* Problem
Using the data below, tally the lines that include the string "this". Only the number is wanted.

* Provided material
####################
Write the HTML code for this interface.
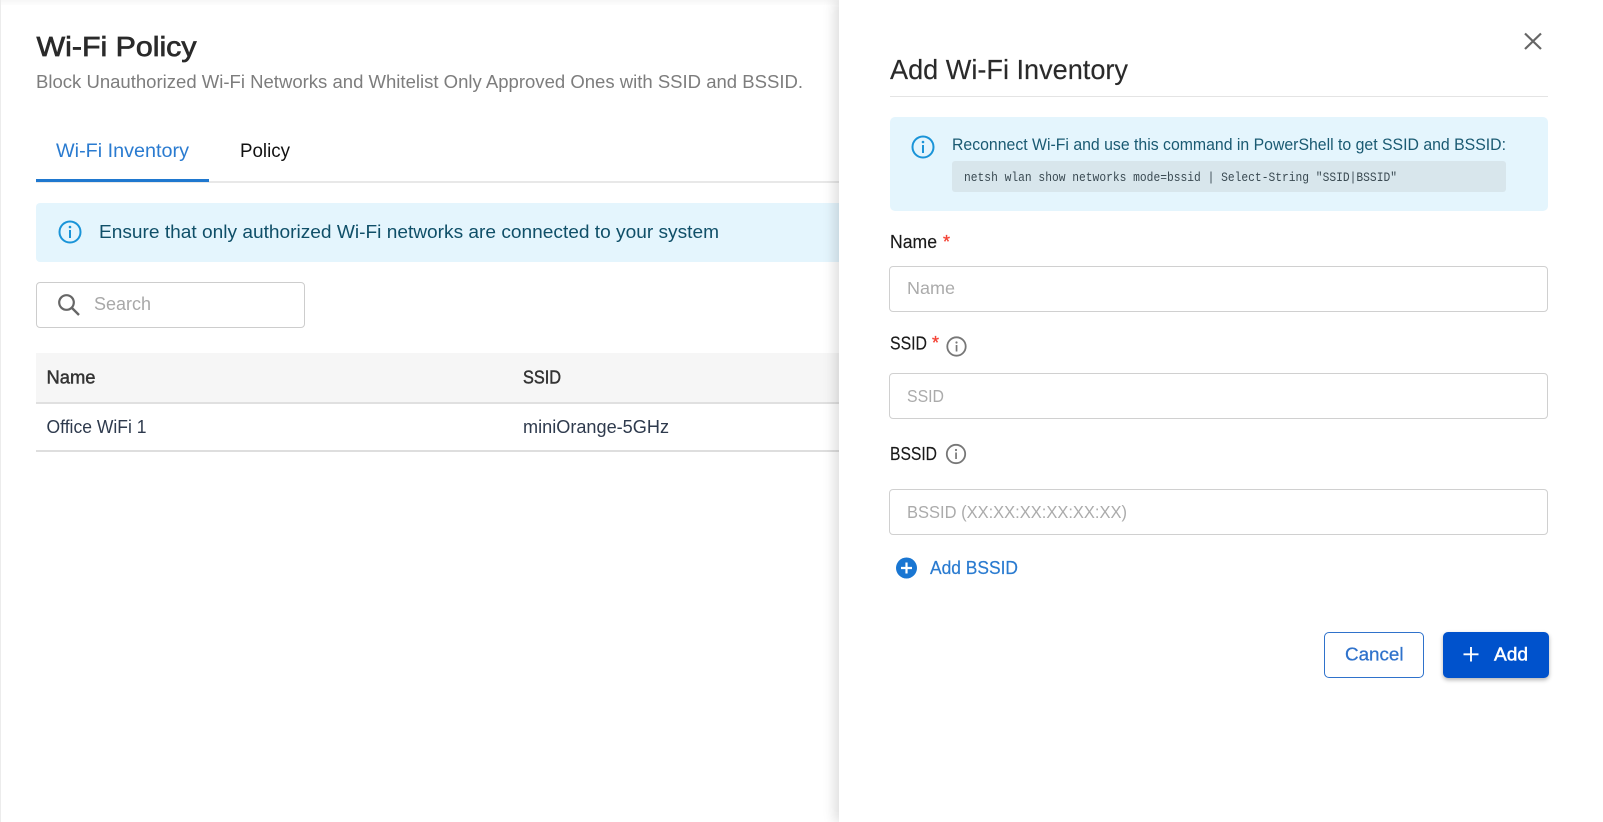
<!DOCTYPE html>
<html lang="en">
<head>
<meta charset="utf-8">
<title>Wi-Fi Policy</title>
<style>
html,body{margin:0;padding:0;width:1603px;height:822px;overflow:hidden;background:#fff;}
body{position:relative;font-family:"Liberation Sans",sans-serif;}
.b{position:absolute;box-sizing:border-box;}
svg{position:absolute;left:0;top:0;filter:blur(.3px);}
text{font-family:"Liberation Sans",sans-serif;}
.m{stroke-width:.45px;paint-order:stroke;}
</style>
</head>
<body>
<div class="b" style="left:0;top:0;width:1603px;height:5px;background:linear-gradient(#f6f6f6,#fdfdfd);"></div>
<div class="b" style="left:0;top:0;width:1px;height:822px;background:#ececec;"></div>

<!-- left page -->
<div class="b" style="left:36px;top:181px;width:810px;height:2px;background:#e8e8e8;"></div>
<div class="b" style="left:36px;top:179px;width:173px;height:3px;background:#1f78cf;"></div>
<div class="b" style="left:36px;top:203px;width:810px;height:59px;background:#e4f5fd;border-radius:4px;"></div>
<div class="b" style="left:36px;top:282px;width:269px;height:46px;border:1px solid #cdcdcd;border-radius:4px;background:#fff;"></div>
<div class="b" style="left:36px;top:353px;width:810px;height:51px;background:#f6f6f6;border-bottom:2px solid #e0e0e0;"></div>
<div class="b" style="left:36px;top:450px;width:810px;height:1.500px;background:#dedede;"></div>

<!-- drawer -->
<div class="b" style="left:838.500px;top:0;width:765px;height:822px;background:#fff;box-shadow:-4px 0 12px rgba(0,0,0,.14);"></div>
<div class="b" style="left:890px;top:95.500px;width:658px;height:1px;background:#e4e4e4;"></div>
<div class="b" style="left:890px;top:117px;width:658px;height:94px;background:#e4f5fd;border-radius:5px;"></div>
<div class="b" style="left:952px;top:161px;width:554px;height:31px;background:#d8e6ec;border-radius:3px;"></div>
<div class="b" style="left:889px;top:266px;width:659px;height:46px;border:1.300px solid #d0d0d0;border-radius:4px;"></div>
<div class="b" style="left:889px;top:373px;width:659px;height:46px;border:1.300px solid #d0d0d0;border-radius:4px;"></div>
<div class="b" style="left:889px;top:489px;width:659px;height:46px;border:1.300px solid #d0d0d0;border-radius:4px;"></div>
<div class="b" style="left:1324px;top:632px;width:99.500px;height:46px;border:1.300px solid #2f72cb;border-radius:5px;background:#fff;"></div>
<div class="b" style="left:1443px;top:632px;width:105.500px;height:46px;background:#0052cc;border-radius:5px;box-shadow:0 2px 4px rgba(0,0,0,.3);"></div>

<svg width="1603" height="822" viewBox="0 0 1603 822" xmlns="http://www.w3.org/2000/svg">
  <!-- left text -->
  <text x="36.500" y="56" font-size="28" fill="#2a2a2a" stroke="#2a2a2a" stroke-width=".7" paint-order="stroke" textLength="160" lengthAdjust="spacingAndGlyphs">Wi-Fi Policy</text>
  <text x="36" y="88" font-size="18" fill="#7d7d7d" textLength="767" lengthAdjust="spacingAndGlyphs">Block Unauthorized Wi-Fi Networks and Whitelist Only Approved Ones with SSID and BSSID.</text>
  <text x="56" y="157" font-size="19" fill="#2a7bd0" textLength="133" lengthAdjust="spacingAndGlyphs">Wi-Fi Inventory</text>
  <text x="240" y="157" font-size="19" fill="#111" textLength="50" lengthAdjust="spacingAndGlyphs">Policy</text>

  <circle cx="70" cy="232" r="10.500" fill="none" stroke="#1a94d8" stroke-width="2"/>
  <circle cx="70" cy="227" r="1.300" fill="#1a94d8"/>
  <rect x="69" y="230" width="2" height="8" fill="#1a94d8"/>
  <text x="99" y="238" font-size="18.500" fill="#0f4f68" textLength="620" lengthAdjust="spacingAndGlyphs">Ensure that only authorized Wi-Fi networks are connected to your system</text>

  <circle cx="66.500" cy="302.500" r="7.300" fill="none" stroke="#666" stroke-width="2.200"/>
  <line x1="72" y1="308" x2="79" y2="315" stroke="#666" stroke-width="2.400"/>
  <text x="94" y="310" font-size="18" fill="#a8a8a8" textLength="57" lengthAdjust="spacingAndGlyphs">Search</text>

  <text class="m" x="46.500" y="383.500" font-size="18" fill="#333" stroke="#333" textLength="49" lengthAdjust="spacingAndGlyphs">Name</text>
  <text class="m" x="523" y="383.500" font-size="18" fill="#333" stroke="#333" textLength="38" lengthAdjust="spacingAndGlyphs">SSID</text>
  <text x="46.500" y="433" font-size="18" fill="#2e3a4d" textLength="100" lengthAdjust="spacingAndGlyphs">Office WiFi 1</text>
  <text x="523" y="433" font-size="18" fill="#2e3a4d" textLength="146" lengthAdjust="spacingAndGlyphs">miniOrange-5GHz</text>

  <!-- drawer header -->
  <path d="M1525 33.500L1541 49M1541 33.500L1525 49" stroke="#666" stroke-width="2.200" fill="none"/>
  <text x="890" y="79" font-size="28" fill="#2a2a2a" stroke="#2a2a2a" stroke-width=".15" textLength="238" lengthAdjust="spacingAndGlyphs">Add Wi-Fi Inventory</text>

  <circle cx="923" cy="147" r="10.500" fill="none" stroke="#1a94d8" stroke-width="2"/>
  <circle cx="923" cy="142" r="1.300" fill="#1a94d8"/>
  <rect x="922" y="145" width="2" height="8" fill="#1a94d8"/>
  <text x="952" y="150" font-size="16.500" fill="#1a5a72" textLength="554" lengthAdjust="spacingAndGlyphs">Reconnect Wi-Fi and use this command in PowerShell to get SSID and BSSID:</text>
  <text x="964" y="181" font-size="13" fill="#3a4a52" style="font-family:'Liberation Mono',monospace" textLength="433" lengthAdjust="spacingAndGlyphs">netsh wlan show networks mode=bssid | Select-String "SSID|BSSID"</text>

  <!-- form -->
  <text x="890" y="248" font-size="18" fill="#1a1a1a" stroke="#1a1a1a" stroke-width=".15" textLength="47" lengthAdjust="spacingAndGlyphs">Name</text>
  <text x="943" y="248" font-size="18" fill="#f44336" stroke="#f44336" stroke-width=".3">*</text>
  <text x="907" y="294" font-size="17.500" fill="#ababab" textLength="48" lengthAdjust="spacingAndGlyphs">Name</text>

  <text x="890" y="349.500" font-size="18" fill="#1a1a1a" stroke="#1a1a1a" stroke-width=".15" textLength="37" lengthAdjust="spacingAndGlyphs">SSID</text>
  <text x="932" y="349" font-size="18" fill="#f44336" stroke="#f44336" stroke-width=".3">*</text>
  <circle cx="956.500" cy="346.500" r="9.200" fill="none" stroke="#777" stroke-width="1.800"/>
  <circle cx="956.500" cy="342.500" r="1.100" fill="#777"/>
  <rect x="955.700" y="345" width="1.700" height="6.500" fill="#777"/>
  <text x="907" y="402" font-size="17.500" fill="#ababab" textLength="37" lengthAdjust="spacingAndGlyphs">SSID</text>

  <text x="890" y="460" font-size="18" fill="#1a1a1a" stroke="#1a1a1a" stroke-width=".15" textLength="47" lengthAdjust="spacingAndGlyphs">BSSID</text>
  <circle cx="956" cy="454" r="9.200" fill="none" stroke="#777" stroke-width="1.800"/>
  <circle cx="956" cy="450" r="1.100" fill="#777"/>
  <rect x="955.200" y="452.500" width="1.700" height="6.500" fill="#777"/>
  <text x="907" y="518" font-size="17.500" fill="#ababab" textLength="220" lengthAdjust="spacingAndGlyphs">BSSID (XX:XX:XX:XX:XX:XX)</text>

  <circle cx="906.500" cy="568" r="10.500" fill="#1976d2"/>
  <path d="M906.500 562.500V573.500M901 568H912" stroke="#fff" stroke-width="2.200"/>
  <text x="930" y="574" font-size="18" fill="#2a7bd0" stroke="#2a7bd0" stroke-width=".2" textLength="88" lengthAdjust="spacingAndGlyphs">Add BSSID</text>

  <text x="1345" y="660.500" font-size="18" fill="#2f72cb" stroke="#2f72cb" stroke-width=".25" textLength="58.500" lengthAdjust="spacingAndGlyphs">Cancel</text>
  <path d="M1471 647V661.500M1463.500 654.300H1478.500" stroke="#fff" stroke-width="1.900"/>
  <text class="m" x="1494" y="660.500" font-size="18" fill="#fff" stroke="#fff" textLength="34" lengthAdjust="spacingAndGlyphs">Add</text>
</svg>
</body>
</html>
####################
* Final result
2